## What you will do
Copy each line with the word "components" in it.

(Source data)
------------------------

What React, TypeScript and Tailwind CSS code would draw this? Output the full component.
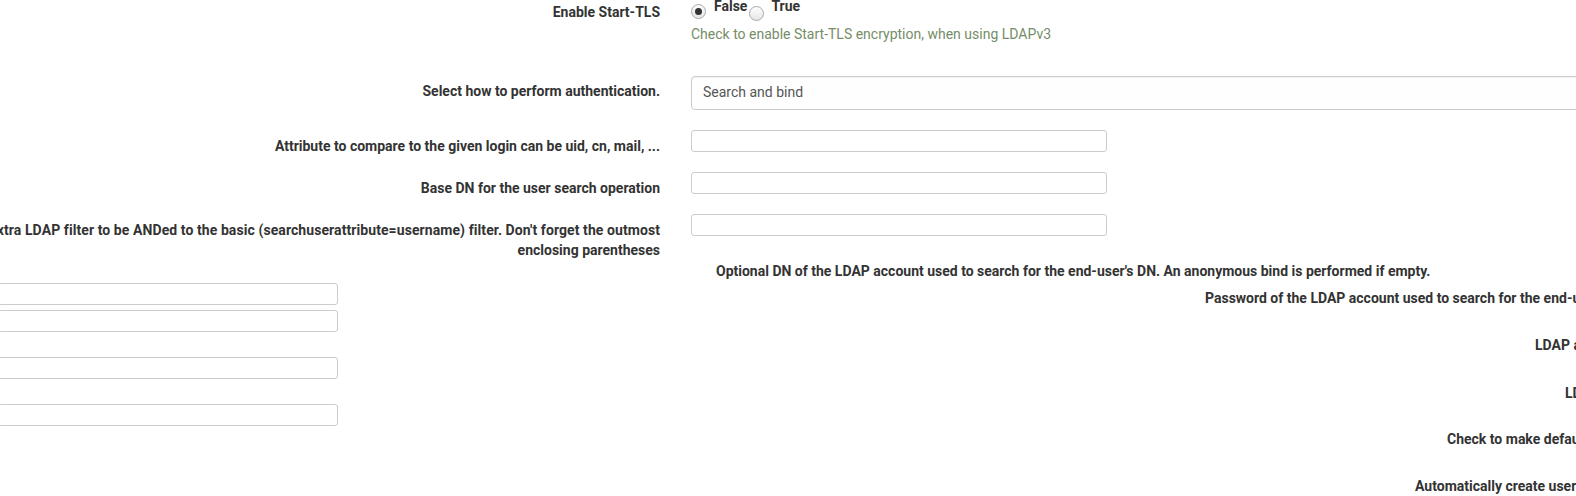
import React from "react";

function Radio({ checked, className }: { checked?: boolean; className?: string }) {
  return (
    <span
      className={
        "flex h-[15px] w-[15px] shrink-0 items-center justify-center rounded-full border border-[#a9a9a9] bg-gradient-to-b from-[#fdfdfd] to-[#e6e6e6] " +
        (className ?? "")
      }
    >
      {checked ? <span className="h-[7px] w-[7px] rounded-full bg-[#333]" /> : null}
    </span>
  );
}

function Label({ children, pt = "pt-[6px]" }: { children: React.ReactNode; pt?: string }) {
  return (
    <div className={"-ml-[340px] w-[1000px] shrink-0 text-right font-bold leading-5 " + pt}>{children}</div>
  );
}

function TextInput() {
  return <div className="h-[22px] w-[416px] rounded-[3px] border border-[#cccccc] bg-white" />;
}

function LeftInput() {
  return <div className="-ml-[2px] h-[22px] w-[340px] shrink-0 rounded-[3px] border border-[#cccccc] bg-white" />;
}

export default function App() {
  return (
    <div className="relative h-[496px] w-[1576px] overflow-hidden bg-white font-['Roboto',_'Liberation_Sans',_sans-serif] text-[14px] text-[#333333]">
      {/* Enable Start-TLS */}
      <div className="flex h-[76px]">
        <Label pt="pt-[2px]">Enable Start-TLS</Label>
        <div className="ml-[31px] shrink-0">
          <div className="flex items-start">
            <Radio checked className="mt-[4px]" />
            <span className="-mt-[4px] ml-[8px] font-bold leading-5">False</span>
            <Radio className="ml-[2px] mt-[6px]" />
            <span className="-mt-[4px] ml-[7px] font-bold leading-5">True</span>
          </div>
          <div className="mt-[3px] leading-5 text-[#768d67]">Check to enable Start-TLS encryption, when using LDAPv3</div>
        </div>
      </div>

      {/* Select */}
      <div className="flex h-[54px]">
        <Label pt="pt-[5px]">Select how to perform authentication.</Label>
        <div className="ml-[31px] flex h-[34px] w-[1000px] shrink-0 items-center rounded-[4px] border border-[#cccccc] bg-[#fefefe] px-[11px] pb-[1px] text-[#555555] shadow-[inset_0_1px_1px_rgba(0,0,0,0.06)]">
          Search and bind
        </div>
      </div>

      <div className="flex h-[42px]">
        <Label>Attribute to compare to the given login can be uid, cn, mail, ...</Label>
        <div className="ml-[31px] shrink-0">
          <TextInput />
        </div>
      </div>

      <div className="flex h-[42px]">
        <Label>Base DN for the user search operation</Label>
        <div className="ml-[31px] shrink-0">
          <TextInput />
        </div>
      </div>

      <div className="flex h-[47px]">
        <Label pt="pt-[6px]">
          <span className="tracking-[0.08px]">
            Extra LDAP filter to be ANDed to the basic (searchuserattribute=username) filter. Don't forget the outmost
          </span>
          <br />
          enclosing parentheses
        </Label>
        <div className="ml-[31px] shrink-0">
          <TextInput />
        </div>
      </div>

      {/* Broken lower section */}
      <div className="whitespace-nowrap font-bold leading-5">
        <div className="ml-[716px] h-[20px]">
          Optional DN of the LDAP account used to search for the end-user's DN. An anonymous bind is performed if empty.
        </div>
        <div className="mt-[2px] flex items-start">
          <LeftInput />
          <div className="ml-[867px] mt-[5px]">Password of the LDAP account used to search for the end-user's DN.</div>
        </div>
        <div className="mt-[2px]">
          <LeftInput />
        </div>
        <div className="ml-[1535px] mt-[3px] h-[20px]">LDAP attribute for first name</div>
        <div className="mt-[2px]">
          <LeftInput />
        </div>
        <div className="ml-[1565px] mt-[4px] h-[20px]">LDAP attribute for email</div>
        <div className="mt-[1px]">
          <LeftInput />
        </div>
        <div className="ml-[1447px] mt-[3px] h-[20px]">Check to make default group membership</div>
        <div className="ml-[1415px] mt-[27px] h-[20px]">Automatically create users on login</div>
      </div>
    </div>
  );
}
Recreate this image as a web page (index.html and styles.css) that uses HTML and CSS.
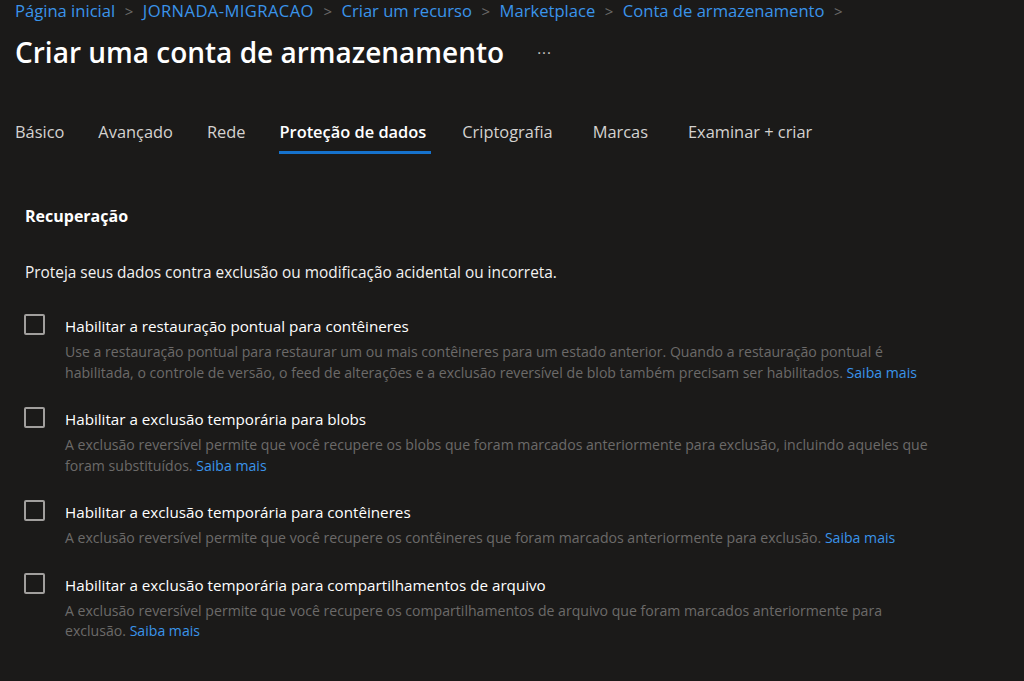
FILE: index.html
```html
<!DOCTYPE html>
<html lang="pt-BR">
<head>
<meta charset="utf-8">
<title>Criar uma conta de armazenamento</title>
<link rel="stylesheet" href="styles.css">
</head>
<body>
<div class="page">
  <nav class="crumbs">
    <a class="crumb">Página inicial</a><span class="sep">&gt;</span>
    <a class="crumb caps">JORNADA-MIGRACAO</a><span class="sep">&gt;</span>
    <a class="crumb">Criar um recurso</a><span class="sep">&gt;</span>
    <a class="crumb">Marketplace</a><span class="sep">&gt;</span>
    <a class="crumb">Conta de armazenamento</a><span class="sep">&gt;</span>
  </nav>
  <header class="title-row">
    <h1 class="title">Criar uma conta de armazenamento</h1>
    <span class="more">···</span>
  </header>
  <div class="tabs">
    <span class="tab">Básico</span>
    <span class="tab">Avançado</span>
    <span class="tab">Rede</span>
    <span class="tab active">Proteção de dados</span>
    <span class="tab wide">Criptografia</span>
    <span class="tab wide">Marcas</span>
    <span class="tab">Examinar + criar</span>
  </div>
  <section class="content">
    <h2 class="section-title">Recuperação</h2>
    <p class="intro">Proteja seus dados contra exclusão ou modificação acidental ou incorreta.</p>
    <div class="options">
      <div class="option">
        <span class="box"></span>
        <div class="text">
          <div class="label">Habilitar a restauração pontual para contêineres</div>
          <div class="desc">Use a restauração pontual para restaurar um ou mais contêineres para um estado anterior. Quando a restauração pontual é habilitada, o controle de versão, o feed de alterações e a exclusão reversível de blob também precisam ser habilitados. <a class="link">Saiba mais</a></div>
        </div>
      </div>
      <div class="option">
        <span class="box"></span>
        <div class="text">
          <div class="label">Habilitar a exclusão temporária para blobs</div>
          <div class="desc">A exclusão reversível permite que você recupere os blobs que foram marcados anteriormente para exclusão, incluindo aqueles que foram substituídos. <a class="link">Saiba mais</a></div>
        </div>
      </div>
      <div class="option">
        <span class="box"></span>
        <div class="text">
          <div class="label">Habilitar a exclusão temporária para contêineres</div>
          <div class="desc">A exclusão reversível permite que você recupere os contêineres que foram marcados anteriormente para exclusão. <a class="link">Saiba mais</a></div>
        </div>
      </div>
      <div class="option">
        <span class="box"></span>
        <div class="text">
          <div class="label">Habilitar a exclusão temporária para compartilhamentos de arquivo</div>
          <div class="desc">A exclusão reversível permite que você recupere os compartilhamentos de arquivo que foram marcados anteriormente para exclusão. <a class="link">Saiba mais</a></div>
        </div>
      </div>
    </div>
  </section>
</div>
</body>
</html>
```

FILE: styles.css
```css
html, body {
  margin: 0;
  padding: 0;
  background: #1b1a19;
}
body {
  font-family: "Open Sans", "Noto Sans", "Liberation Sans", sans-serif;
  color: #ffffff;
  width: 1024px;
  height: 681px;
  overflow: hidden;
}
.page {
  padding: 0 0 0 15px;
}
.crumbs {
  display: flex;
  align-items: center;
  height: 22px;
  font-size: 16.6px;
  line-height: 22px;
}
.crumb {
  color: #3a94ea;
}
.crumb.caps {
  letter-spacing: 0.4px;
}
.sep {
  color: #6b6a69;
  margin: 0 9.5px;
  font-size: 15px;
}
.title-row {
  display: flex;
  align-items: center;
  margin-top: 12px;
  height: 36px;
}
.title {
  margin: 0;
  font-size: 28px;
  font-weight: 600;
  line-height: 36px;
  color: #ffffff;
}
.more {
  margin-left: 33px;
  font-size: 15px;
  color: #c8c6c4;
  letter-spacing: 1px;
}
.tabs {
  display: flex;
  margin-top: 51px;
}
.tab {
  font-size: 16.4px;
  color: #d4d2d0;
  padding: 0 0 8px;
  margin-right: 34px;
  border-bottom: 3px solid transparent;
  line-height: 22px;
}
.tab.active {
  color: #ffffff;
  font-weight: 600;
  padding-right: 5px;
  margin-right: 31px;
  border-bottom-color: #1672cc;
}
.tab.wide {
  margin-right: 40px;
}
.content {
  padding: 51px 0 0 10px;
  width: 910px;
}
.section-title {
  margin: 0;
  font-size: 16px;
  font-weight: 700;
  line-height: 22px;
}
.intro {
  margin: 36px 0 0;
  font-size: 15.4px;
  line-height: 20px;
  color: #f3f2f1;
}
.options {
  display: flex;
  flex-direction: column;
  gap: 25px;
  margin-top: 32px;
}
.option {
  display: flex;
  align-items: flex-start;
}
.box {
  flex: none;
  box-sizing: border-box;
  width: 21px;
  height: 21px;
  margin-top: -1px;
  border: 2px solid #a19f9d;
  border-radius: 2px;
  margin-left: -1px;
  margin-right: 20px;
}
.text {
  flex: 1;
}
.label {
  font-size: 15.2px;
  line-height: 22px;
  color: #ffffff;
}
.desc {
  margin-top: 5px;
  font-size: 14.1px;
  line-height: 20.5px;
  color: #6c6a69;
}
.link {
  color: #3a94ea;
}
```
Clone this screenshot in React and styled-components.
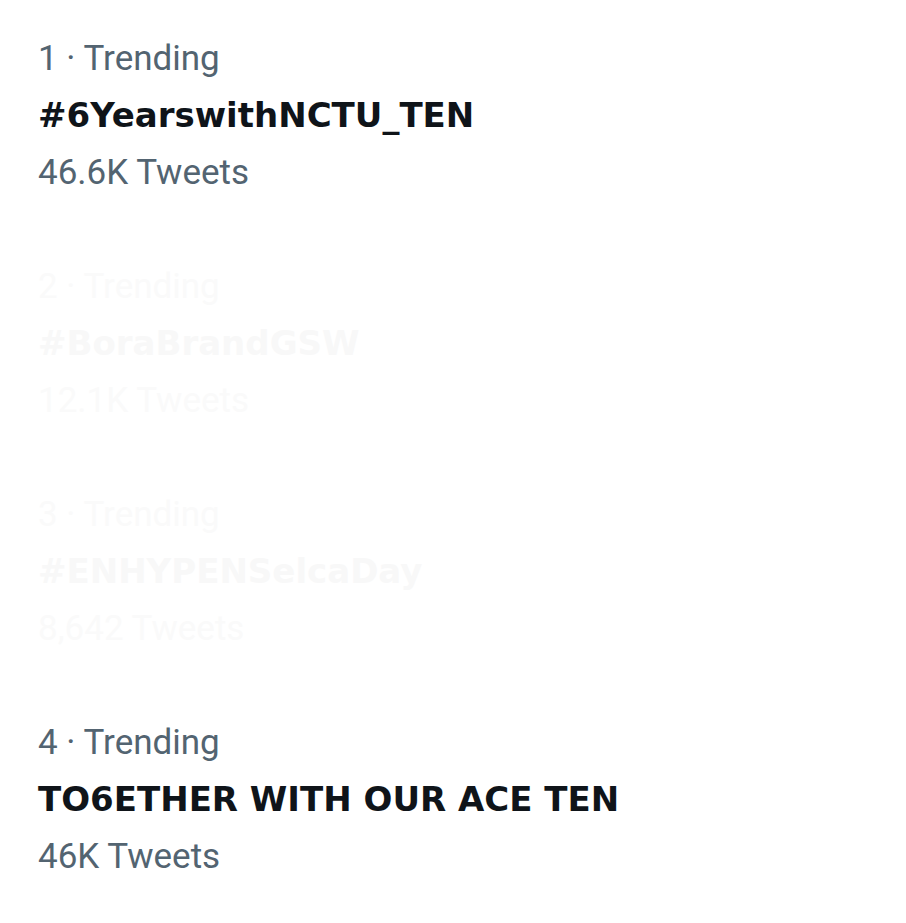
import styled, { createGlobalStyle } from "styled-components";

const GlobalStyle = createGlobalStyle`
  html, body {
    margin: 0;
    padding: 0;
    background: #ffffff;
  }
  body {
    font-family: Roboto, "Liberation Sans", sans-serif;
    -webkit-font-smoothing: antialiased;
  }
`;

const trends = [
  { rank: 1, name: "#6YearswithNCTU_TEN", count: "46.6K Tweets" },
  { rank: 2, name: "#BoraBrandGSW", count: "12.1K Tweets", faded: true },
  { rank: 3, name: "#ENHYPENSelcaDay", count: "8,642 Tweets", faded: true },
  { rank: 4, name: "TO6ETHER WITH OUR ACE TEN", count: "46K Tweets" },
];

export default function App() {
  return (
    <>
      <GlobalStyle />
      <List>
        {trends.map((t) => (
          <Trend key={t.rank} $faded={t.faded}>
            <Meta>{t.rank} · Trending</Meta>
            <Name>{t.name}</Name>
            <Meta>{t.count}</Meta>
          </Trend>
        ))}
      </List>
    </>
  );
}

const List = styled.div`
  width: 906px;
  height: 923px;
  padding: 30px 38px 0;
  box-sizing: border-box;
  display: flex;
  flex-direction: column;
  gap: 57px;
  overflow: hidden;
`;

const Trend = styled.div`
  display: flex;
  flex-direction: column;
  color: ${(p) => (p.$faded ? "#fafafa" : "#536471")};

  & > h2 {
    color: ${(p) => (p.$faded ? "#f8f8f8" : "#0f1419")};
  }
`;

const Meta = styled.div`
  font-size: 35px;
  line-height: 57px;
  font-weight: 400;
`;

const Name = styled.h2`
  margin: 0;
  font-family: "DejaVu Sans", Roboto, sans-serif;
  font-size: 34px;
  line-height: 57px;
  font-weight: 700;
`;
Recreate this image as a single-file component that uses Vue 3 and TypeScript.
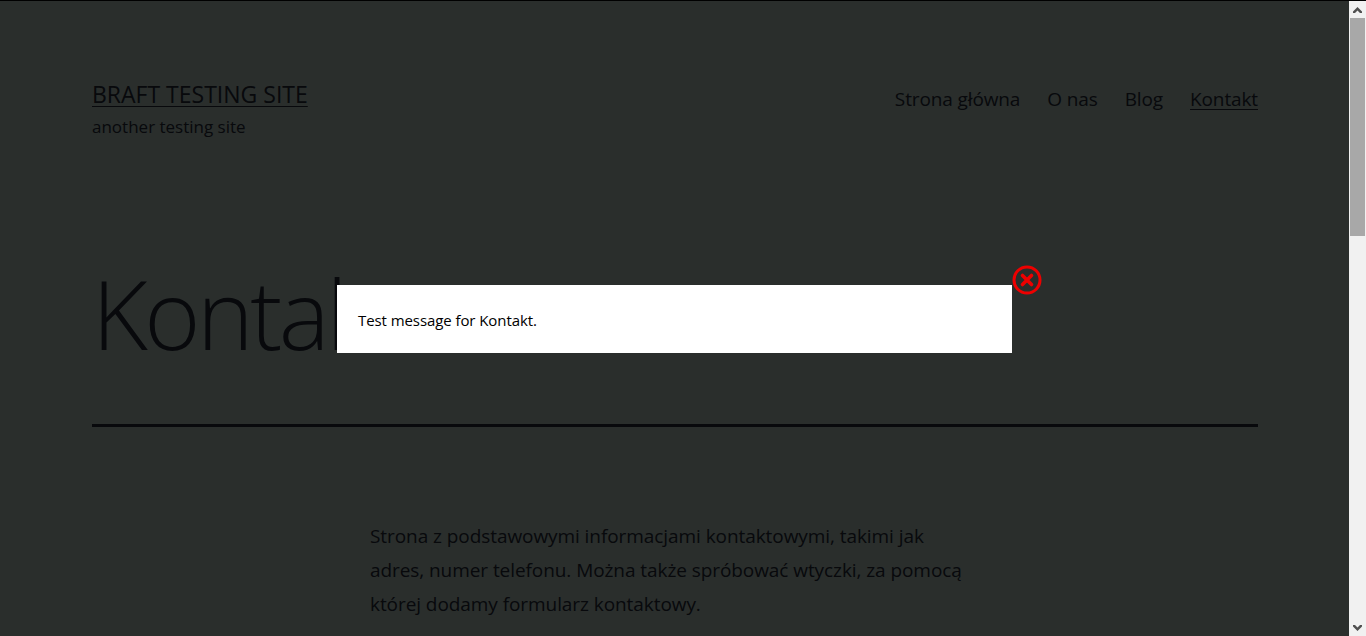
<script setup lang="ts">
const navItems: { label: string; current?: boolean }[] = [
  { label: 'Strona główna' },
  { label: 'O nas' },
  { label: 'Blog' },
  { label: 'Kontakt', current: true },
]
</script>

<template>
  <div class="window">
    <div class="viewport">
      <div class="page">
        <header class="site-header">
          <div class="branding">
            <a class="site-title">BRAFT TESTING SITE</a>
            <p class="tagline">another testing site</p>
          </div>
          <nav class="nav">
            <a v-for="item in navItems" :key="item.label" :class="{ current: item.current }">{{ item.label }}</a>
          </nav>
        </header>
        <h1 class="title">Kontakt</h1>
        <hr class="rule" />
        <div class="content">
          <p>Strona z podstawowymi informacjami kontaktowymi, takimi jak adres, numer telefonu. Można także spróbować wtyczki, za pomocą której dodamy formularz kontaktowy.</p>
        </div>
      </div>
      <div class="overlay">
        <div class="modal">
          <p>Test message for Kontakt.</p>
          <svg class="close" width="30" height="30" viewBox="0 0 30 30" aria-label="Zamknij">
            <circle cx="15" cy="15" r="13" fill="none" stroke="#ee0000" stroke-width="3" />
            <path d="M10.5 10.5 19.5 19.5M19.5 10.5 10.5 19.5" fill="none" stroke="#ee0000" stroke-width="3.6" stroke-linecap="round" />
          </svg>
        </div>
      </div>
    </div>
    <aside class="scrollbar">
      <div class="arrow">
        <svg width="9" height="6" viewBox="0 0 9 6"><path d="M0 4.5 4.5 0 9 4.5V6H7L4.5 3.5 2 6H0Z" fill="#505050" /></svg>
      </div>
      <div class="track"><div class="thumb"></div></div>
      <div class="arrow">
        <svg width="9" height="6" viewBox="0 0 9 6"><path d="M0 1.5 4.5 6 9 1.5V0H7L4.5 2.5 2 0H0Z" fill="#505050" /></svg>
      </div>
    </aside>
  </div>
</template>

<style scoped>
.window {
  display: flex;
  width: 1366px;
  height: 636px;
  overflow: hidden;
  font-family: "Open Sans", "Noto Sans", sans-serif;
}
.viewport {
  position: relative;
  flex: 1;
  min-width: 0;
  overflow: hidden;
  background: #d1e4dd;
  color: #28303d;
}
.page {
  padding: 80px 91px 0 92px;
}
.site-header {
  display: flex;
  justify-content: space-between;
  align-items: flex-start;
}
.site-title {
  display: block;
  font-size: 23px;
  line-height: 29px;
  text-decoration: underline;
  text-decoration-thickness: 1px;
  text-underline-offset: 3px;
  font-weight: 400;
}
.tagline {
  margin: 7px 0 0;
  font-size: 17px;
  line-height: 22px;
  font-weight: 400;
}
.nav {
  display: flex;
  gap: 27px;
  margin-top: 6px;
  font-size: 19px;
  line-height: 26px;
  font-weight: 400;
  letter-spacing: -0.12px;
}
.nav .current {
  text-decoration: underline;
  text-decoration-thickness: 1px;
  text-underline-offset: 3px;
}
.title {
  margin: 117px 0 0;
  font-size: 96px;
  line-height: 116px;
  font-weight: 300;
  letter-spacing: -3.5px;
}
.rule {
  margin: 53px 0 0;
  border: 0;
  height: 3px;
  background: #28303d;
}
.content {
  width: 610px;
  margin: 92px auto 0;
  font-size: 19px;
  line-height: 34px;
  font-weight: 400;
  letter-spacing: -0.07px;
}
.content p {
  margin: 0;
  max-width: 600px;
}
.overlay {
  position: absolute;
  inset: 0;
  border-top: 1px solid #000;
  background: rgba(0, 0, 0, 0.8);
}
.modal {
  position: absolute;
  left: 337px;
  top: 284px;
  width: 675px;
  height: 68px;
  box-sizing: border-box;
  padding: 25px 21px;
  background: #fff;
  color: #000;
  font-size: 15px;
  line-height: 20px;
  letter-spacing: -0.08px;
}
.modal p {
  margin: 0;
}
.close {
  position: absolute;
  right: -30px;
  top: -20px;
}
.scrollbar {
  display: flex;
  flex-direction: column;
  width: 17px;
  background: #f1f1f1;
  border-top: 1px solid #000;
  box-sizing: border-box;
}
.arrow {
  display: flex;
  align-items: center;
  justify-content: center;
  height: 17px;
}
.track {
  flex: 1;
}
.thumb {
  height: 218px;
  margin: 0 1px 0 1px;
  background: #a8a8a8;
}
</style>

------------------------

## Full output
Clone this screenshot in React and styled-components.
import styled, { createGlobalStyle } from "styled-components";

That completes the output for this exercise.